Sixty years ago, Maralinga went up in a mushroom cloud. The British government had been given permission to test atomic weaponry in South Australia.
That is to say, they had been given permission by the right wing Menzies government. The local Maralinga Tjarutja people had no say in it at all. Many of them were not even forewarned of the first blast. Thunderous black clouds condemned them to radiation exposure, illness and death, the survivors being driven from their homeland during the long years of British testing and fallout.
South Australia has a dark history with the nuclear industry. Maralinga remains contaminated, despite cheap clean-up efforts. Uranium tailings have leaked from BHP’s Olympic Dam mine at Roxby Downs. Fukushima’s reactors held South Australian uranium when catastrophe struck in 2011.
Today, Jay Weatherill’s state Labor government is trying to open a new radioactive chapter. He wants South Australia to construct the world’s first international high-level nuclear waste dump. This would mean no fewer than 138,000 tonnes of waste (one-third of the world’s total) being shipped from the world’s reactors into South Australian ports, to be permanently buried in Aboriginal land.
This would be history’s largest nuclear dumping operation, and make South Australia the hazardous waste capital of the world.
Weatherill, aware of most people’s instinctive and rightful mistrust of anything nuclear, has launched a meticulous, expensive PR campaign. He is trying to fit a Hello Kitty mask onto Mr Burns.
The propaganda machine was put into motion by the Nuclear Fuel Cycle Royal Commission, at a cost of $7.2 million. Headed by Kevin Scarce, a former naval officer and South Australian governor, the commission imagines a lip-licking profit to be made by importing and burying the waste. It also recommends expanding uranium mining and laying the groundwork for nuclear power generation.
To soothe concerns, the government is periodically erecting “Know Nuclear” stalls across the state. These stalls spread misinformation. For instance, the government pamphlet “What is Radiation?” boasts that bananas contain potassium-40, a low-level radionuclide found in nature.
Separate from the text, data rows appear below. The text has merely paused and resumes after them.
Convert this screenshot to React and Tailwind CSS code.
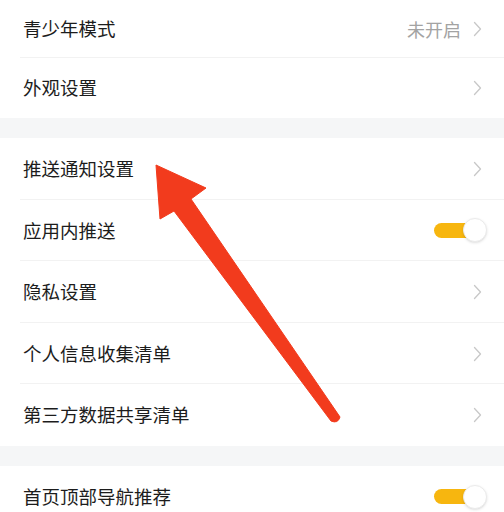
const sections = [
  [
    { label: "青少年模式", value: "未开启", type: "link", h: "h-[58px]" },
    { label: "外观设置", type: "link", h: "h-[60px]" },
  ],
  [
    { label: "推送通知设置", type: "link" },
    { label: "应用内推送", type: "toggle" },
    { label: "隐私设置", type: "link" },
    { label: "个人信息收集清单", type: "link" },
    { label: "第三方数据共享清单", type: "link" },
  ],
  [{ label: "首页顶部导航推荐", type: "toggle" }],
];

function Chevron() {
  return (
    <svg width="9" height="16" viewBox="0 0 9 16" fill="none" className="ml-1">
      <path d="M1.5 1.5 L7.5 8 L1.5 14.5" stroke="#c8c8c8" strokeWidth="1.3" strokeLinecap="round" strokeLinejoin="round" />
    </svg>
  );
}

function Toggle() {
  return (
    <div className="relative w-[53px] h-[24px] -mr-[5px] flex items-center">
      <div className="w-[42px] h-[15px] rounded-full bg-[#f7b60f]" />
      <div className="absolute right-0 top-0 w-[24px] h-[24px] rounded-full bg-white border border-[#ebebeb] shadow-sm" />
    </div>
  );
}

function Row({ item, last }) {
  return (
    <div className={`${item.h || "h-[61.6px]"} flex items-center pl-[23px] pr-[22px] relative`}>
      <span className="flex-1 text-[18.5px] text-[#1c1c1c]">{item.label}</span>
      {item.value && <span className="text-[18px] text-[#a3a3a3] mr-[8px]">{item.value}</span>}
      {item.type === "link" ? <Chevron /> : <Toggle />}
      {!last && <div className="absolute left-[20px] right-0 bottom-0 h-px bg-[#f2f2f2]" />}
    </div>
  );
}

export default function App() {
  return (
    <div className="relative w-[504px] h-[512px] overflow-hidden bg-white" style={{ fontFamily: '"Noto Sans CJK SC", "Noto Sans", sans-serif' }}>
      {sections.map((sec, i) => (
        <div key={i}>
          {i > 0 && <div className="h-[20px] bg-[#f5f6f7]" />}
          <div className="bg-white">
            {sec.map((item, j) => (
              <Row key={j} item={item} last={j === sec.length - 1} />
            ))}
          </div>
        </div>
      ))}
      <svg className="absolute left-0 top-0 pointer-events-none" width="504" height="512" viewBox="0 0 504 512">
        <path
          d="M156 165 L206 188 L191 199 L340 417 Q338 424 331 421 L174 211 L160 219 Z"
          fill="#f23b1d"
          stroke="#f23b1d"
          strokeWidth="1"
          strokeLinejoin="round"
        />
      </svg>
    </div>
  );
}
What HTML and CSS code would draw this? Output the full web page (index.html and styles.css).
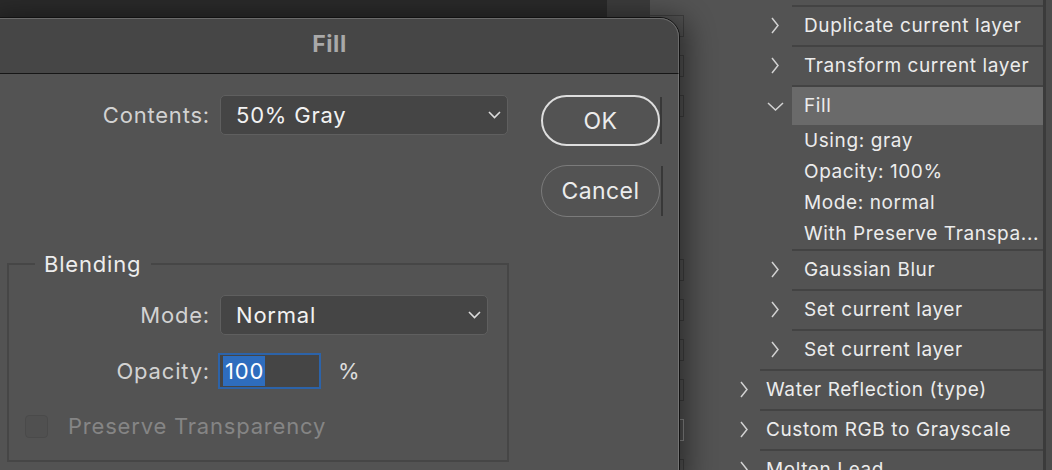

But they make no comparison to human-made fission products such as strontium-90, which releases almost 20 million times more radiation than your friendly fruity isotope.
In August, more than 150 high school students were whisked to a secretly organised forum about the future of nuclear industry in the state. Secrecy was justified by the suggestion that violent anti-nuclear protesters might endanger the pupils.
Why does the state need to pour such big bucks into this festival of confusing roadshows, misleading science, TV ads and youth re-education sessions? Because most people who know anything about nuclear waste will recognise the danger posed by the proposed dump.
We live in a country in which black lung disease has re-emerged. Mining companies, in a world of competition, refuse to pay for basic safety measures to prevent excessive coal dust inhalation. This logic of cutting costs infuses all business under capitalism; nuclear waste dumps are no exception. As the MUA correctly stated: “Maritime workers – seafarers and wharfies – will be the first exposed to this toxic waste … Nowhere on this planet has a country designed a safe repository for nuclear waste”.
Indeed, the most technologically advanced repositories in the world, no matter how deep underground, have failed. Over many years, German radioactive waste had been disposed of in a deep facility in Lower Saxony. In 2008, it was discovered that some of the 126,000 barrels of waste had been leaking into ground water for decades. In 2014, New Mexico’s Waste Isolation Pilot Plant suffered a burst drum, contaminating the whole facility, including ventilation and surrounding air. Soon after, workers at the plant tested positive for radiation exposure.
This is the most hazardous waste ever produced by industry or the military. The royal commission explains that this stuff “requires isolation from the environment for many hundreds of thousands of years”. That makes the Roman Empire seem like yesterday; it is longer than the human race has existed.
Moreover, previous projects have involved only national waste storage; to transport waste by sea to an international dump has never been attempted and involves multiple dangers of accidental spillage.
Ultimately, this dump is about helping the global nuclear industry. The current build-up of site-by-site waste acts as a brake on investment. They want somewhere to dump it forever so they can go on producing more of it.